Paired with the diet is, of course, exercise.
“I did four days a week of lifting in the gym, free weights, though sometimes the machines. There was no special workout — the biggest thing was the diet. If I changed my diet today and continued to go to the gym, I would fall off.”
There were twice-a-day cardio workouts as well, Shoshi said, “to get your heart rate up. But you don’t run full out. If you do, you’re breaking up the muscle. You want to run or sprint-walk just enough where you lose fat, but not muscle.”
This year’s national show is coming too soon for him to put his body through the wringer again, he said, though his recent third-place regional showing has guaranteed him entry into next year’s national show as well.

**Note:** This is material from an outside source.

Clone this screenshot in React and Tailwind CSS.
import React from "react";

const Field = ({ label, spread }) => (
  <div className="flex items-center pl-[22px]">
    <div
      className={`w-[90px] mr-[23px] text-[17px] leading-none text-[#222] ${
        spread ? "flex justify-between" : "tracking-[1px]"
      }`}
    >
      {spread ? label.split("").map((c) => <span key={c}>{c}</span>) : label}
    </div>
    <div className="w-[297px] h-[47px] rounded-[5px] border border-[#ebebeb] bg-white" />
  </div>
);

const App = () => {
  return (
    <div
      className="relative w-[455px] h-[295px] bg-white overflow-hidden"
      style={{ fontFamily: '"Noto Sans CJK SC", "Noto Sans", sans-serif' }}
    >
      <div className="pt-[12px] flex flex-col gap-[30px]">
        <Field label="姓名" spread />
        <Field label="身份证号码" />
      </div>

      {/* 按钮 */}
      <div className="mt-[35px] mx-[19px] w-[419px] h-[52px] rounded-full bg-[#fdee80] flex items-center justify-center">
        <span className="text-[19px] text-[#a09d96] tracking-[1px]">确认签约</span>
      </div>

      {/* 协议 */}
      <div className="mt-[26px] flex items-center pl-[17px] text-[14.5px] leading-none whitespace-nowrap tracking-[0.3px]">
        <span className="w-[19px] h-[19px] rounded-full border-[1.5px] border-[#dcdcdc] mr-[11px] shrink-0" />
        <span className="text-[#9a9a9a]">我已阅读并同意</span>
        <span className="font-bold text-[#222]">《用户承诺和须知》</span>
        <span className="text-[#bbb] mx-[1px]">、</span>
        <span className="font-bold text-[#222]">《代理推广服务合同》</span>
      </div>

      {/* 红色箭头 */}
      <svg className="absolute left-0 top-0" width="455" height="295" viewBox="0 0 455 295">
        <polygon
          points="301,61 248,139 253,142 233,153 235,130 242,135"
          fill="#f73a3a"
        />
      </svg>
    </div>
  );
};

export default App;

“The last few days I’ve been eating what I’ve been craving,” he said. “I’m not dieting as strictly now. I have one or two cheat days a week. . . . The next show is in April. There’s one in June too, and one in August. I like the whole thing. I’ll pick the one that has the best exposure and the one I could do the best at.”
A professional health and fitness modeling career could, he said, last a decade or more. “There were guys over 40 there. I was one of the youngest.”
“After the show, I got a call from people interested in advertising nutritional products,” he said, looking down at his iPhone. “BE International. They saw my photo from the show. It’s natural stuff, a powder used in shakes that helps you recover from workouts. I’ve taken something like it on down-carb days. They’re going to fly me down to Florida. Where. . . ? I have no idea . . . I think it’s Miami.”
Asked if he’d give up his business should a professional modeling career grow out of his men’s physique success, Shoshi laughed and, without hesitation, said, “Yes!”